AI experts have recently called for stopping and pausing AI research, which are unlikely, and for regulating AI. I have advocated for AI transparency since the First Conference on Artificial General Intelligence in 2008. That is, I want AI developers to tell the public how their systems work and what they are being used for. In any social activity transparency helps the public understand risks, and this is especially true for AI which is evolving so quickly and is so difficult for the public to understand.

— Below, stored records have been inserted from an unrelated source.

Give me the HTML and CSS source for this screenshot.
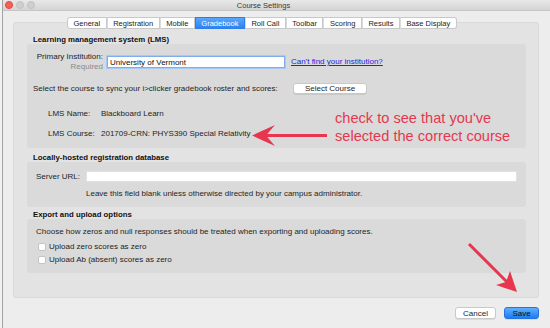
FILE: index.html
```html
<!DOCTYPE html>
<html lang="en">
<head>
  <meta charset="UTF-8">
  <title>Course Settings</title>
  <link rel="stylesheet" href="styles.css">
</head>
<body>
  <div class="window">
    <div class="titlebar">
      <div class="lights">
        <span class="light red"></span>
        <span class="light"></span>
        <span class="light"></span>
      </div>
      <div class="title">Course Settings</div>
    </div>

    <div class="tabs">
      <div class="tab">General</div>
      <div class="tab">Registration</div>
      <div class="tab">Mobile</div>
      <div class="tab active">Gradebook</div>
      <div class="tab">Roll Call</div>
      <div class="tab">Toolbar</div>
      <div class="tab">Scoring</div>
      <div class="tab">Results</div>
      <div class="tab">Base Display</div>
    </div>

    <div class="panel">
      <div class="section-title">Learning management system (LMS)</div>
      <div class="group lms">
        <div class="inst-row">
          <div class="inst-label">Primary Institution:<br><span class="req">Required</span></div>
          <input class="text-input focused inst-input" type="text" value="University of Vermont">
          <a class="link" href="#">Can't find your institution?</a>
        </div>
        <div class="course-row">
          <span class="course-text">Select the course to sync your i&gt;clicker gradebook roster and scores:</span>
          <button class="btn select-btn">Select Course</button>
        </div>
        <div class="info-grid">
          <span>LMS Name:</span><span>Blackboard Learn</span>
          <span>LMS Course:</span><span>201709-CRN: PHYS390 Special Relativity</span>
        </div>

        <!-- annotation -->
        <svg class="note-arrow" width="76" height="22" viewBox="0 0 76 22">
          <line x1="13" y1="10.5" x2="75" y2="10.5" stroke="#e8364f" stroke-width="3"/>
          <path d="M0 10.5 L23 0 L14 10.5 L23 21 Z" fill="#e8364f"/>
        </svg>
        <div class="note">check to see that you've<br>selected the correct course</div>
      </div>

      <div class="section-title second">Locally-hosted registration database</div>
      <div class="group server">
        <div class="url-row">
          <span class="url-label">Server URL:</span>
          <input class="text-input url-input" type="text" value="">
        </div>
        <div class="hint">Leave this field blank unless otherwise directed by your campus administrator.</div>
      </div>

      <div class="section-title third">Export and upload options</div>
      <div class="group export">
        <div>Choose how zeros and null responses should be treated when exporting and uploading scores.</div>
        <div class="check-row first"><span class="check"></span>Upload zero scores as zero</div>
        <div class="check-row"><span class="check"></span>Upload Ab (absent) scores as zero</div>
      </div>
    </div>

    <div class="actions">
      <button class="btn cancel-btn">Cancel</button>
      <button class="btn save-btn">Save</button>
    </div>

    <svg class="save-arrow" width="60" height="58" viewBox="0 0 60 58">
      <line x1="7" y1="6" x2="45" y2="44" stroke="#e8364f" stroke-width="3"/>
      <path d="M55 54 L34 47 L44 44 L48 33 Z" fill="#e8364f"/>
    </svg>
  </div>
</body>
</html>
```

FILE: styles.css
```css
html, body {
  margin: 0;
  padding: 0;
}
body {
  width: 550px;
  height: 328px;
  overflow: hidden;
  background-color: #f1f1f1;
  font-family: "Liberation Sans", Arial, sans-serif;
  font-size: 8px;
  color: #1e1e1e;
}
.window {
  position: relative;
  height: 328px;
  margin-left: 2px;
  border-left: 1px solid #a2a2a2;
  background-color: #ededed;
}

/* title bar */
.titlebar {
  height: 10px;
  display: flex;
  align-items: center;
  background: linear-gradient(#e8e8e8, #d4d4d4);
  border-bottom: 1px solid #c6c6c6;
}
.lights {
  display: flex;
  gap: 3px;
  margin-left: 2px;
  width: 60px;
}
.light {
  width: 8px;
  height: 8px;
  border-radius: 50%;
  background-color: #cfcfcf;
  box-sizing: border-box;
  border: 1px solid #c2c2c2;
}
.light.red {
  background-color: #fc5f57;
  border-color: #e2463f;
}
.title {
  flex: 1;
  text-align: center;
  padding-right: 88px;
  color: #3a3a3a;
  font-size: 7.5px;
}

/* tabs */
.tabs {
  position: relative;
  z-index: 1;
  display: flex;
  margin-top: 6px;
  margin-left: 64px;
  height: 12px;
}
.tab {
  height: 12px;
  line-height: 11px;
  box-sizing: border-box;
  padding: 0 5.5px;
  background-color: #fff;
  border: 1px solid #c8c8c8;
  border-left: 1px solid #dadada;
  color: #222;
  font-size: 7.5px;
}
.tab:first-child {
  border-left: 1px solid #c8c8c8;
  border-radius: 3px 0 0 3px;
}
.tab:last-child {
  border-radius: 0 3px 3px 0;
}
.tab.active {
  background: linear-gradient(#5aa6fb, #2b84f5);
  border-color: #2e7ee6;
  color: #fff;
}

/* panel */
.panel {
  height: 276px;
  box-sizing: border-box;
  margin: -7px 11px 0 10px;
  padding-top: 12px;
  background-color: #e3e3e3;
  border: 1px solid #d9d9d9;
  border-radius: 3px;
}
.section-title {
  padding-left: 19px;
  line-height: 9px;
  font-weight: bold;
  font-size: 7.8px;
  color: #111;
}
.section-title.second { margin-top: 5px; }
.section-title.third { margin-top: 3px; }
.group {
  margin: 0 12px 0 13px;
  background-color: #dadada;
  border-radius: 3px;
  line-height: 10px;
}

.text-input {
  box-sizing: border-box;
  margin: 0;
  padding: 0 2px;
  background-color: #fff;
  border: 1px solid #c6c6c6;
  font-family: inherit;
  font-size: 8px;
  color: #111;
  outline: none;
}
.text-input.focused {
  border: 1px solid #7eaef0;
  box-shadow: 0 0 0 1px #a9c9f5;
}
.btn {
  box-sizing: border-box;
  margin: 0;
  padding: 0;
  background-color: #fff;
  border: 1px solid #c9c9c9;
  border-radius: 3px;
  font-family: inherit;
  font-size: 8px;
  color: #1e1e1e;
  box-shadow: 0 1px 0 rgba(0, 0, 0, 0.08);
}

/* LMS box */
.lms {
  position: relative;
  padding: 8px 0 9px 0;
}
.inst-row {
  display: flex;
  align-items: flex-start;
}
.inst-label {
  width: 76px;
  text-align: right;
}
.req {
  color: #8a8a8a;
}
.inst-input {
  width: 178px;
  height: 12px;
  margin-left: 4px;
  margin-top: 4px;
}
.link {
  margin-left: 6px;
  margin-top: 5px;
  color: #2424e0;
  text-decoration: underline;
}
.course-row {
  display: flex;
  align-items: center;
  margin-top: 11px;
  padding-left: 6px;
}
.course-text {
  width: 260px;
}
.select-btn {
  width: 74px;
  height: 11px;
}
.info-grid {
  display: grid;
  grid-template-columns: 53px auto;
  row-gap: 10px;
  margin-top: 15px;
  padding-left: 21px;
}
.note-arrow {
  position: absolute;
  left: 225px;
  top: 81px;
}
.note {
  position: absolute;
  left: 308px;
  top: 65px;
  font-size: 14.6px;
  line-height: 18px;
  color: #e6374f;
  white-space: nowrap;
}

/* server box */
.server {
  padding: 9px 0 8px 9px;
}
.url-row {
  display: flex;
  align-items: center;
}
.url-label {
  width: 50px;
}
.url-input {
  flex: 1;
  height: 11px;
  margin-right: 9px;
  border-color: #e0e0e0;
}
.hint {
  margin-top: 7px;
  padding-left: 50px;
}

/* export box */
.export {
  padding: 8px 0 8px 9px;
}
.check-row {
  display: flex;
  align-items: center;
  margin-top: 3px;
  padding-left: 2px;
}
.check-row.first {
  margin-top: 5px;
}
.check {
  width: 8px;
  height: 8px;
  box-sizing: border-box;
  margin-right: 3px;
  background-color: #fff;
  border: 1px solid #c4c4c4;
  border-radius: 2px;
}

/* bottom buttons */
.actions {
  display: flex;
  justify-content: flex-end;
  gap: 8px;
  margin: 9px 11px 0 0;
}
.cancel-btn {
  width: 41px;
  height: 12px;
}
.save-btn {
  width: 35px;
  height: 12px;
  background: linear-gradient(#62aefc, #1b7cf4);
  border-color: #2673de;
  color: #0d0d0d;
}
.save-arrow {
  position: absolute;
  left: 459px;
  top: 238px;
}
```
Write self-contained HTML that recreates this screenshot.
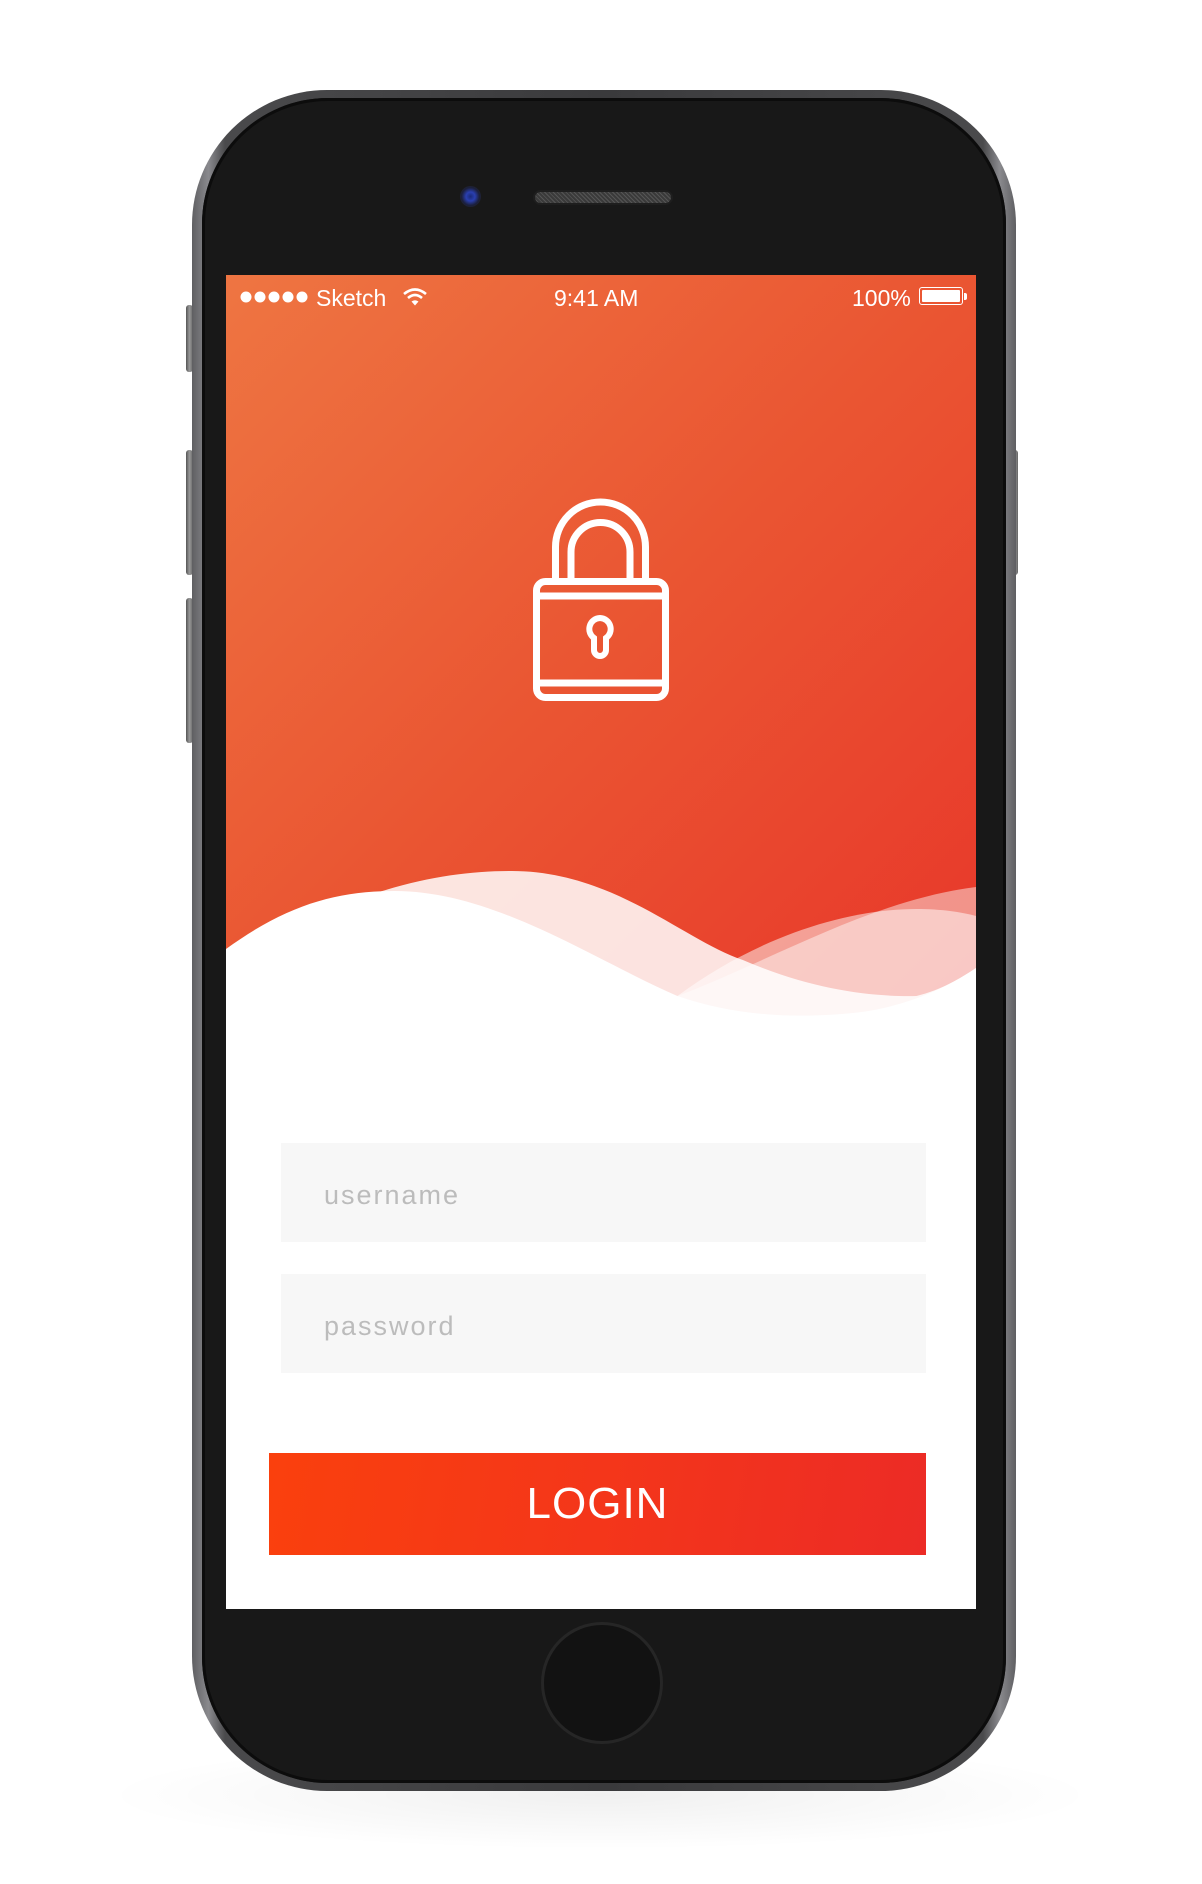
<!DOCTYPE html>
<html><head><meta charset="utf-8"><style>
html,body{margin:0;padding:0;background:#fff;}
body{width:1202px;height:1884px;position:relative;overflow:hidden;font-family:"Liberation Sans",sans-serif;}
.abs{position:absolute;}
.shadow{left:100px;top:1740px;width:1000px;height:110px;border-radius:50%;background:radial-gradient(ellipse at center,rgba(0,0,0,.06),rgba(0,0,0,0) 70%);}
.phone{left:192px;top:90px;width:824px;height:1701px;border-radius:135px;background:linear-gradient(90deg,#5f5f62,#8a8a8e 2%,#4a4a4c 4%,#3a3a3c 50%,#4a4a4c 96%,#8a8a8e 98%,#5f5f62);}
.bezel{left:202px;top:98px;width:804px;height:1685px;border-radius:126px;background:#181818;box-shadow:inset 0 0 0 3px #0c0c0c;}
.btn{background:linear-gradient(90deg,#555,#999,#666);border-radius:3px;width:7px;}
.screen{left:226px;top:275px;width:750px;height:1334px;overflow:hidden;background:#fff;}
.status{color:#fff;font-size:23px;top:10px;}
.field{left:55px;width:645px;height:99px;background:#f7f7f7;}
.ph{position:absolute;left:43px;top:37px;font-size:27px;color:#bcbcbc;letter-spacing:2px;}
</style></head><body>
<div class="abs shadow"></div>
<div class="abs btn" style="left:186px;top:305px;height:67px"></div>
<div class="abs btn" style="left:186px;top:450px;height:125px"></div>
<div class="abs btn" style="left:186px;top:598px;height:145px"></div>
<div class="abs btn" style="left:1011px;top:450px;height:125px"></div>
<div class="abs phone"></div>
<div class="abs bezel"></div>
<div class="abs" style="left:460px;top:186px;width:21px;height:21px;border-radius:50%;background:radial-gradient(circle,#1a2a7a 0,#2a3fb0 30%,#1b1f3a 60%,#2a2a2a 100%);"></div>
<div class="abs" style="left:535px;top:192px;width:136px;height:11px;border-radius:6px;background:repeating-linear-gradient(45deg,#3a3a3a 0 2px,#555 2px 3px);box-shadow:0 0 0 2px #1e1e1e;"></div>
<div class="abs" style="left:541px;top:1622px;width:122px;height:122px;border-radius:50%;border:3px solid #262626;box-sizing:border-box;background:#121212;"></div>
<div class="abs screen">
 <div class="abs" style="left:0;top:0;width:750px;height:760px;background:linear-gradient(135deg,#ee7542 0%,#ea5532 50%,#e8362a 100%);"></div>
 <svg class="abs" style="left:14px;top:15px" width="70" height="14" viewBox="0 0 70 14"><g fill="#fff"><circle cx="6" cy="7" r="5.5"/><circle cx="20" cy="7" r="5.5"/><circle cx="34" cy="7" r="5.5"/><circle cx="48" cy="7" r="5.5"/><circle cx="62" cy="7" r="5.5"/></g></svg>
 <div class="abs status" style="left:90px">Sketch</div>
 <svg class="abs" style="left:176px;top:12px" width="26" height="20" viewBox="0 0 26 20"><path d="M2 7 Q13 -2 24 7" stroke="#fff" stroke-width="2.6" fill="none"/><path d="M6 11 Q13 5 20 11" stroke="#fff" stroke-width="2.6" fill="none"/><path d="M9.5 14.5 L13 18.5 L16.5 14.5 Q13 12 9.5 14.5Z" fill="#fff"/></svg>
 <div class="abs status" style="left:328px">9:41 AM</div>
 <div class="abs status" style="left:626px">100%</div>
 <div class="abs" style="left:693px;top:12px;width:44px;height:18px;border:1.5px solid #fff;border-radius:3px;box-sizing:border-box;padding:2px"><div style="background:#fff;width:100%;height:100%;border-radius:1px"></div></div>
 <div class="abs" style="left:738px;top:18px;width:3px;height:7px;background:#fff;border-radius:0 2px 2px 0"></div>
 <svg class="abs" style="left:0;top:0" width="750" height="1334" viewBox="229 275 756 1334" preserveAspectRatio="none">
  <path d="M360 900 C420 878 470 871 517 871 C620 871 690 940 750 960 C820 990 880 997 925 996 C950 990 970 978 985 968 L985 1609 L229 1609 Z" fill="#fff" fill-opacity=".85"/>
  <path d="M684 996 C760 940 850 909 925 909 C950 909 970 912 985 916 L985 1609 L684 1609 Z" fill="#fff" fill-opacity=".5"/>
  <path d="M684 996 C780 960 880 900 985 887 L985 1609 L684 1609 Z" fill="#fff" fill-opacity=".45"/>
  <path d="M229 949 C290 905 340 891 399 891 C500 891 600 960 684 996 C740 1015 800 1020 870 1012 C920 1005 960 985 985 968 L985 1609 L229 1609 Z" fill="#fff"/>
 </svg>
 <svg class="abs" style="left:0;top:0" width="750" height="800" viewBox="226 275 750 800">
  <g fill="none" stroke="#fff" stroke-width="7">
   <path d="M555.5 581 V547 A45 45 0 0 1 645.5 547 V581"/>
   <path d="M571 581 V552 A29.5 29.5 0 0 1 630 552 V581"/>
   <rect x="536.5" y="581.5" width="129" height="116" rx="9"/>
   <line x1="538" y1="596" x2="664" y2="596"/>
   <line x1="538" y1="683" x2="664" y2="683"/>
  </g>
  <path d="M600 618 a11 11 0 0 1 6 20 v12 a6 6 0 0 1 -12 0 v-12 a11 11 0 0 1 6 -20z" fill="none" stroke="#fff" stroke-width="6"/>
 </svg>
 <div class="abs field" style="top:868px"><span class="ph">username</span></div>
 <div class="abs field" style="top:999px"><span class="ph">password</span></div>
 <div class="abs" style="left:80px;top:1210px;width:560px;height:40px;background:rgba(245,60,40,.55);filter:blur(14px);border-radius:20px"></div>
 <div class="abs" style="left:43px;top:1178px;width:657px;height:102px;background:linear-gradient(100deg,#fa400d,#f4361a 50%,#ec2b26);color:#fff;font-size:44px;text-align:center;line-height:102px;letter-spacing:1px;">LOGIN</div>
</div>
</body></html>
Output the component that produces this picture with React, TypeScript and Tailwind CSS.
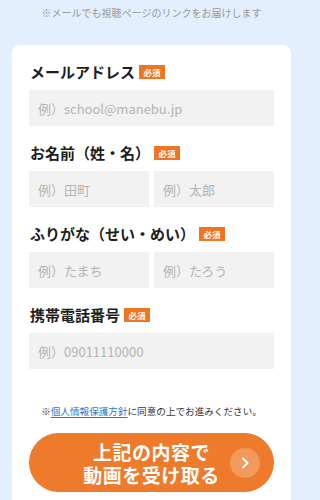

In response to the radical danger posed by AI I propose a radical approach to AI transparency, based on the assumption that the greatest danger is posed by AI systems that communicate with human society: any AI system that communicates with the public via the Internet must be totally transparent. If it is not, then it is denied Internet access. While any country may not be able to control Internet access globally, it can prevent non-transparent AI systems from accessing large numbers of people via the Internet in its territory. We certainly see China doing this for systems that carry content they dislike. If the world's democracies require transparency for AI systems communicating with their citizens via the Internet, this will be a strong incentive for the rest of the world to join.

Some object that transparency will tell "bad guys" how to build harmful AI and so advocate that AI systems be verified by third-party auditors who keep the details secret from the public. But the stakes with AI are too high, control of humanity, to trust any small group. There are numerous examples of regulatory capture. Under the proposed policy, if bad guys want to access society via the Internet then they must be transparent, enabling law enforcement and the public to see the bad things they are doing. If bad actors exploit the transparency of others to violate their intellectual property rights, transparency will expose those violations in any systems connected to the Internet.

AI transparency should include source code, design documents, training procedures, and goals and instructions given to AI systems by their owners and operators. This is an enormous amount of information, but even without transparency it would have to be analyzed by any third-party auditing AI safety and ethics. Doing the analysis in public will ensure that it is thorough and accurate, and truly serves the public interest.

We are right to fear technology that may soon be smarter than we are. This is no time for business as usual. We need complete openness about AI and how it is used.